According to official UCAS figures, the overall number of applications for university places has fallen by 7.4% compared to this time last year.
The 2012 intake of students will be the first under the new higher fee system that the coalition government imposed against mass student protests last year. The unpopularity of the new tuition fee system was visible last year, with the now infamous student protests; these recently published figures serve as little more than confirmation of the disapproval felt by would-be students about this policy.
Now, universities are losing out on revenue that could be generated by prospective students that have been put off by higher fees. Equally, potential students are missing out on the higher education available to them due to the economic deterrent the new fees pose. Only time will tell what this double effect the increased fees will have on the higher education sector.
However, a relative freeze in the cost of tuition fees to overseas students studying in the UK has led, so far, to a slightly increased number of applications from foreign students. Students from overseas pay much higher tuition fees to universities than UK residents do (and will so even after the fee increase), and therefore generate more money for the university which they attend. Would raising the cost tuition fees to overseas students discourage them from applying to study in the UK, as appears to be the case for British residents? The fact that tuition fees for foreign students have not been increased could lead some to suggest that the more profitable, cost-effective foreign students will be prioritised over the less profitable UK based ones.
Aggressive government cuts in the education sector in an attempt to patch up the countries deficit has, to all intents and purposes, caused deficits in university budgets up and down the country. Critics would argue that this could lead to Universities being run more like businesses than places of education, prioritising pounds sterling over pupil satisfaction.
Should the coalition not do the responsible thing and ring fence funding for education instead of cutting it, and shattering opportunities for up-coming generations? Instead of investing and promoting higher education and youth employment, the government is chipping away at the foundations and integrity of future generation, stunting social mobility, employment prospects and the potential UK economy.
In spite of huge opposition, the government went ahead with education cuts and increased fees. Now, some ‘would-be’ students are voting with their feet, and simply not applying for universities. The loaned money these prospective students would be spending, helping local university-city economies and feeding money back to the government coffers in the form of V.A.T on their purchases, as well as generating interest on the loan that would be paid directly back to the government, will now do none of this. Considering also the low levels of youth employment at the moment, what will this 7.4% do?

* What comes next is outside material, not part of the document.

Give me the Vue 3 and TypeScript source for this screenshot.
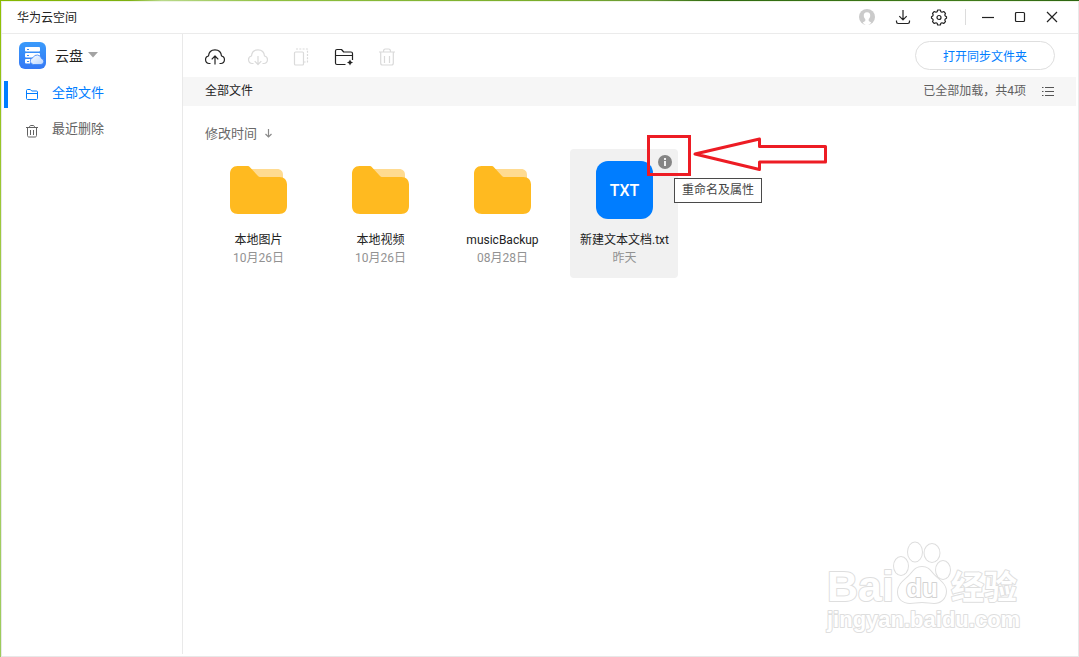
<script setup lang="ts">
import { ref } from 'vue'

interface FileItem {
  name: string
  date: string
  kind: 'folder' | 'text'
}

const files: FileItem[] = [
  { name: '本地图片', date: '10月26日', kind: 'folder' },
  { name: '本地视频', date: '10月26日', kind: 'folder' },
  { name: 'musicBackup', date: '08月28日', kind: 'folder' },
  { name: '新建文本文档.txt', date: '昨天', kind: 'text' },
]

const section = ref<'all' | 'recent'>('all')
</script>

<template>
  <div class="desktop">
    <div class="window">
      <header class="titlebar">
        <h1 class="title">华为云空间</h1>
        <div class="title-actions">
          <button class="icon-btn" aria-label="账号">
            <svg width="18" height="18" viewBox="0 0 18 18">
              <circle cx="9" cy="9" r="8" fill="#cbcbcb" />
              <path d="M9 4.200c2.400 0 3.400 1.600 3.200 3.700-.1 1.400-.8 2.500-1.500 3.200v1.700c0 .7 1.600 1 2.500 1.600C12 16.200 10.600 17 9 17s-3-.8-4.200-2.600c.9-.6 2.500-.9 2.500-1.600v-1.700c-.7-.7-1.400-1.800-1.500-3.200C5.600 5.800 6.600 4.200 9 4.200z" fill="#fff" />
            </svg>
          </button>
          <button class="icon-btn" aria-label="传输列表">
            <svg width="18" height="18" viewBox="0 0 18 18" class="line">
              <path d="M9 2v9.500M5.300 8.200 9 11.900l3.700-3.700M2.500 12.500v1.300c0 1 .7 1.700 1.700 1.700h9.600c1 0 1.700-.7 1.700-1.700v-1.300" />
            </svg>
          </button>
          <button class="icon-btn" aria-label="设置">
            <svg width="18" height="18" viewBox="0 0 18 18" class="line">
              <path d="M7.700 2h2.600l.6 1.700 1.100.5 1.700-.7 1.800 1.800-.7 1.700.5 1 1.200.7v1.600l-1.200.7-.5 1 .7 1.700-1.800 1.800-1.700-.7-1.100.5-.6 1.700H7.700l-.6-1.700-1.100-.5-1.700.7-1.800-1.800.7-1.700-.5-1-1.200-.7V8.700L2.700 8l.5-1-.7-1.700 1.800-1.800 1.700.7 1.100-.5z" />
              <circle cx="9" cy="9.500" r="2" />
            </svg>
          </button>
          <span class="divider"></span>
          <button class="icon-btn" aria-label="最小化">
            <svg width="14" height="14" viewBox="0 0 14 14" class="line"><path d="M1 7.500h12" /></svg>
          </button>
          <button class="icon-btn" aria-label="最大化">
            <svg width="14" height="14" viewBox="0 0 14 14" class="line"><rect x="2.500" y="2.500" width="9" height="9" rx="1" /></svg>
          </button>
          <button class="icon-btn" aria-label="关闭">
            <svg width="14" height="14" viewBox="0 0 14 14" class="line"><path d="m2 2 10 10M12 2 2 12" /></svg>
          </button>
        </div>
      </header>

      <div class="body">
        <aside class="sidebar">
          <button class="switcher">
            <svg width="27" height="27" viewBox="0 0 27 27">
              <defs>
                <linearGradient id="brandFill" x1="0" y1="0" x2="0" y2="1">
                  <stop offset="0" stop-color="#3a9bfb" />
                  <stop offset="1" stop-color="#3478f5" />
                </linearGradient>
                <linearGradient id="cloudFill" x1="0" y1="0" x2="1" y2="1">
                  <stop offset="0" stop-color="#fff" />
                  <stop offset="1" stop-color="#b6d3ff" />
                </linearGradient>
              </defs>
              <rect width="27" height="27" rx="6" fill="url(#brandFill)" />
              <g fill="#fff">
                <rect x="6" y="5" width="15" height="4.500" rx="1" />
                <rect x="6" y="11" width="15" height="4.500" rx="1" />
                <path d="M7 17h6l-2 4.500H7a1 1 0 0 1-1-1V18a1 1 0 0 1 1-1z" />
              </g>
              <g fill="#3a8af8">
                <rect x="8" y="7" width="2" height="1" /><rect x="8" y="13" width="2" height="1" /><rect x="8" y="19" width="2" height="1" />
              </g>
              <path d="M14.500 22.500a3.500 3.500 0 0 1-.5-6.900 4.500 4.500 0 0 1 8.500 1 3 3 0 0 1-.5 5.900z" fill="url(#cloudFill)" stroke="#3a82f7" stroke-width=".8" />
            </svg>
            <span>云盘</span>
            <svg width="10" height="6" viewBox="0 0 10 6"><path d="M0 0h10L5 5.500z" fill="#a3a3a3" /></svg>
          </button>
          <nav class="nav">
            <a href="#all" class="nav-item" :class="{ active: section === 'all' }" @click.prevent="section = 'all'">
              <svg width="14" height="14" viewBox="0 0 14 14" class="nav-icon">
                <path d="M1.500 10.500v-8c0-.6.400-1 1-1h2.800l1.400 1.500h4.800c.6 0 1 .4 1 1v6.500c0 .6-.4 1-1 1h-9c-.6 0-1-.4-1-1zM1.500 5.500h11" />
              </svg>
              <span>全部文件</span>
            </a>
            <a href="#recent" class="nav-item" :class="{ active: section === 'recent' }" @click.prevent="section = 'recent'">
              <svg width="14" height="14" viewBox="0 0 14 14" class="nav-icon">
                <path d="M1 3.500h12M4.500 3.300C4.500 2 5 1.500 6 1.500h2c1 0 1.500.5 1.500 1.800M2.500 3.500v8c0 .9.500 1.500 1.400 1.500h6.200c.9 0 1.400-.6 1.400-1.500v-8M5.500 6v5M8.500 6v5" />
              </svg>
              <span>最近删除</span>
            </a>
          </nav>
        </aside>

        <main class="content">
          <div class="toolbar">
            <div class="tools">
              <button class="icon-btn tool" aria-label="上传">
                <svg width="22" height="22" viewBox="0 0 22 22" class="line">
                  <path d="M6.500 17.500H5.200a3.800 3.800 0 0 1-.7-7.500C4.800 6 7.300 3.800 11 3.800S17.200 6 17.500 10a3.800 3.800 0 0 1-.7 7.500h-1.300M11 18.500v-8M7.700 13.300 11 10l3.300 3.300" />
                </svg>
              </button>
              <button class="icon-btn tool" aria-label="下载" disabled>
                <svg width="22" height="22" viewBox="0 0 22 22" class="line">
                  <path d="M6.500 17.500H5.200a3.800 3.800 0 0 1-.7-7.500C4.800 6 7.300 3.800 11 3.800S17.200 6 17.500 10a3.800 3.800 0 0 1-.7 7.500h-1.300M11 10v8M7.700 15.200 11 18.500l3.300-3.300" />
                </svg>
              </button>
              <button class="icon-btn tool" aria-label="复制" disabled>
                <svg width="22" height="22" viewBox="0 0 22 22" class="line">
                  <rect x="4.500" y="6" width="9" height="13" rx="1" />
                  <path d="M6 3h11.500V16H14" stroke-dasharray="2 1.300" />
                </svg>
              </button>
              <button class="icon-btn tool" aria-label="新建文件夹">
                <svg width="22" height="22" viewBox="0 0 22 22" class="line">
                  <path d="M12.500 18.500H4c-.9 0-1.500-.6-1.500-1.500V5c0-.9.600-1.500 1.500-1.500h4.500L10.700 6H18c.9 0 1.500.6 1.500 1.500V14M2.500 9.500h17" />
                  <path d="m17 13.500 1 2 2 1-2 1-1 2-1-2-2-1 2-1z" fill="currentColor" stroke="none" />
                </svg>
              </button>
              <button class="icon-btn tool" aria-label="删除" disabled>
                <svg width="22" height="22" viewBox="0 0 22 22" class="line">
                  <path d="M3 6h16M7.500 5.500c0-1.700.6-2.500 1.800-2.500h3.400c1.200 0 1.800.8 1.800 2.500M4.700 6v11c0 1.300.7 2 1.800 2h9c1.100 0 1.800-.7 1.800-2V6M8.500 10v7M13.500 10v7" />
                </svg>
              </button>
            </div>
            <button class="sync">打开同步文件夹</button>
          </div>

          <div class="pathbar">
            <span class="crumb">全部文件</span>
            <span class="count">已全部加载，共4项</span>
            <button class="icon-btn list" aria-label="列表视图">
              <svg width="14" height="14" viewBox="0 0 14 14" class="line">
                <path d="M4 2.500h9M4 6.500h9M4 10.500h9M1 2.500h1.500M1 6.500h1.500M1 10.500h1.500" />
              </svg>
            </button>
          </div>

          <button class="sort">
            <span>修改时间</span>
            <svg width="9" height="10" viewBox="0 0 9 10"><path d="M4.500 1v8M1.500 6l3 3 3-3" fill="none" stroke="#8a8a8a" stroke-width="1.200" /></svg>
          </button>

          <ul class="files">
            <li v-for="file in files" :key="file.name" class="file" :class="{ hovered: file.kind === 'text' }">
              <svg v-if="file.kind === 'folder'" width="58" height="58" viewBox="0 0 58 58" class="thumb">
                <path d="M16 8h32c4 0 6 2.500 6 6v6H20z" fill="#ffdb91" />
                <path d="M8.500 5h10c1 0 1.600.3 2.200 1L29 15c.8.9 1.300 1 2.300 1h19c5 0 7.700 3 7.700 7.500V45c0 5-3 8-8 8H9c-5 0-8-3-8-8V13c0-5 3-8 7.500-8z" fill="#ffba20" />
              </svg>
              <div v-else class="thumb doc"><span>TXT</span></div>
              <span class="name">{{ file.name }}</span>
              <span class="date">{{ file.date }}</span>

              <template v-if="file.kind === 'text'">
                <button class="icon-btn info" aria-label="重命名及属性">
                  <svg width="14" height="14" viewBox="0 0 14 14">
                    <circle cx="7" cy="7" r="7" fill="#858585" />
                    <path d="M6 3h2v2H6zM6 6h2v5H6z" fill="#f1f1f1" />
                  </svg>
                </button>
                <svg class="marker" width="182" height="44" viewBox="0 0 182 44" fill="none" stroke="#ed1c24" stroke-width="3">
                  <rect x="2.500" y="3.500" width="41" height="38" />
                  <path d="M49 21 113.500 6v7.500h66V29h-66v7.500z" stroke-linejoin="round" />
                </svg>
                <div class="tooltip" role="tooltip">重命名及属性</div>
              </template>
            </li>
          </ul>
        </main>
      </div>

      <svg class="watermark" width="200" height="100" viewBox="0 0 200 100">
        <g fill="#fff" stroke="#dedede" stroke-width="2" stroke-linejoin="round" paint-order="stroke">
          <text x="4" y="65" font-size="43" class="mark">Bai</text>
          <ellipse cx="78" cy="30" rx="7" ry="9" />
          <ellipse cx="92" cy="16" rx="7" ry="9.500" />
          <ellipse cx="109" cy="17" rx="7.500" ry="9" />
          <ellipse cx="120" cy="34" rx="7" ry="9" />
          <path d="M99 31c7 0 9 5 13 9s11 8 11 15c0 8-6 12-12 12-4 0-7-1-12-1s-8 1-12 1c-7 0-12-4-12-11 0-8 7-12 11-16s6-9 13-9z" />
          <text x="83" y="61" font-size="26" class="mark" stroke="#d2d2d2">du</text>
          <text x="128" y="63" font-size="33" class="mark">经验</text>
          <text x="4" y="91" font-size="22" class="mark">jingyan.baidu.com</text>
        </g>
      </svg>
    </div>
  </div>
</template>

<style>
body {
  margin: 0;
}
</style>

<style scoped>
.desktop {
  box-sizing: border-box;
  min-height: 100vh;
  padding: 1px 0 0 1px;
  display: flex;
  background:
    linear-gradient(90deg, #86b800 0, #7db010 12%, #b9d98a 15%, #8fc040 25%, #7aad2a 50%, #6a9a35 60%, #2f6a10 66%, #3f7a1a 90%, #2c6410 100%) top / 100% 1px no-repeat,
    linear-gradient(180deg, #8fc000 0, #a8cf6a 60%, #9ccb5a 100%);
  font-family: Roboto, "Noto Sans CJK SC", sans-serif;
  font-size: 12px;
  color: #222;
}
.window {
  box-sizing: border-box;
  flex: 1;
  min-width: 0;
  position: relative;
  display: flex;
  flex-direction: column;
  background: #fff;
  border: 1px solid #e8e8e8;
  border-top-color: #eef5e4;
}
button {
  margin: 0;
  padding: 0;
  border: 0;
  background: none;
  font: inherit;
  color: inherit;
}
svg {
  display: block;
}
.line {
  fill: none;
  stroke: currentColor;
  stroke-width: 1.2;
  stroke-linejoin: round;
}
.icon-btn {
  display: flex;
  align-items: center;
  justify-content: center;
  flex: none;
}
.titlebar {
  box-sizing: border-box;
  display: flex;
  align-items: center;
  justify-content: space-between;
  height: 32px;
  padding: 0 19px 2px 15px;
  border-bottom: 1px solid #ebebeb;
}
.title {
  margin: 0;
  font-size: 12px;
  font-weight: 400;
}
.title-actions {
  display: flex;
  align-items: center;
  gap: 18px;
}
.divider {
  width: 1px;
  height: 16px;
  margin: 0 -3px 0 -1px;
  background: #dcdcdc;
}
.body {
  flex: 1;
  display: flex;
}
.sidebar {
  box-sizing: border-box;
  flex: none;
  width: 181px;
  margin-bottom: 2px;
  border-right: 1px solid #e9e9e9;
}
.switcher {
  display: flex;
  align-items: center;
  gap: 5px;
  height: 42px;
  padding-left: 17px;
  font-size: 14px;
}
.switcher span {
  padding-left: 4px;
}
.nav {
  display: flex;
  flex-direction: column;
  gap: 9px;
  padding: 5px 0 0 2px;
}
.nav-item {
  box-sizing: border-box;
  display: flex;
  align-items: center;
  gap: 13px;
  height: 27px;
  padding-left: 17px;
  border-left: 4px solid transparent;
  font-size: 13px;
  line-height: 24px;
  color: #626262;
  text-decoration: none;
}
.nav-item span {
  padding-bottom: 4px;
}
.nav-item.active {
  color: #007dff;
  border-left-color: #007dff;
}
.nav-icon {
  fill: none;
  stroke: currentColor;
  stroke-width: 1;
}
.content {
  flex: 1;
  min-width: 0;
  padding-right: 2px;
}
.toolbar {
  display: flex;
  align-items: center;
  justify-content: space-between;
  height: 43px;
  padding: 0 21px;
}
.tools {
  display: flex;
  gap: 21px;
  padding-top: 2px;
}
.tool:disabled {
  color: #dadada;
}
.sync {
  width: 140px;
  height: 29px;
  border: 1px solid #dedede;
  border-radius: 15px;
  color: #007dff;
}
.pathbar {
  box-sizing: border-box;
  display: flex;
  align-items: center;
  height: 29px;
  padding: 0 21px 0 22px;
  background: #f6f6f6;
}
.crumb {
  flex: 1;
  padding-bottom: 4px;
}
.count {
  padding-bottom: 4px;
  margin-right: 15px;
  color: #5f5f5f;
}
.list {
  color: #555;
}
.sort {
  display: flex;
  align-items: center;
  gap: 7px;
  height: 43px;
  padding: 10px 0 0 22px;
  box-sizing: border-box;
  font-size: 13px;
  color: #686868;
}
.files {
  display: flex;
  flex-wrap: wrap;
  gap: 14px;
  margin: 0;
  padding: 0 21px;
  list-style: none;
}
.file {
  position: relative;
  box-sizing: border-box;
  display: flex;
  flex-direction: column;
  align-items: center;
  width: 108px;
  height: 129px;
  padding-top: 12px;
  border-radius: 4px;
}
.hovered {
  background: #f1f1f1;
}
.thumb {
  width: 58px;
  height: 58px;
  margin-bottom: 12px;
}
.doc {
  display: flex;
  align-items: center;
  justify-content: center;
  width: 57px;
  margin-left: 1px;
  border-radius: 12px;
  background: #007dff;
  color: #fff;
  font-size: 16px;
  font-weight: 500;
}
.name,
.date {
  padding-left: 1px;
  line-height: 18px;
  white-space: nowrap;
}
.date {
  color: #929292;
}
.info {
  position: absolute;
  top: 6px;
  right: 6px;
}
.marker {
  position: absolute;
  top: -16px;
  left: 76px;
  pointer-events: none;
}
.tooltip {
  position: absolute;
  top: 29px;
  left: 104px;
  padding: 0 7px;
  border: 1px solid #4a4a4a;
  background: #fff;
  line-height: 23px;
  white-space: nowrap;
  color: #444;
}
.watermark {
  position: absolute;
  right: 55px;
  bottom: 20px;
  pointer-events: none;
}
.mark {
  font-family: "Liberation Sans", "Noto Sans CJK SC", sans-serif;
  font-weight: 700;
}
</style>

There are already suggestions that the increased tuition fees are leading to radical changes in the way in which some universities are run; there is now an economic incentive for universities to ‘drop’ courses which are uneconomical or expensive. A course with a low intake of students will make a University less money that a course with greater numbers; and due to the difficult times that lay ahead, in term of low funding and overall lower numbers of applicants, it is possible to argue that there will be greater focus on the performance and cost of individual courses.
Leeds Metropolitan should perhaps be more aware than any University about the impact of increasing the cost of tuition fees. Little over two years ago, this institution undercut the contemporary cap of around £3300, and charged only £2000. This bold and pioneering move was an attempt to secure a higher number of student applications than ever before.
Through the lower fees, Leeds Metropolitan students would, in effect, leave university with less debt and in better fiscal shape than their counterparts and competitors from other universities; this not only would decrease the possibility of applicants being deterred by the cost off university, but benefit students in the long run.
The increased fees have had the polar opposite affect than what Leeds Metropolitan was trying to accomplish not three years ago. The figures thus far prove this. Yes, the deficit needs to be cut, but why attack crucial, fundamental sectors like education? Let’s just hope that the drop in applications is due to the rhetoric surrounding the increase in the cost of student fees, and the fees themselves have not acted as the deterrent.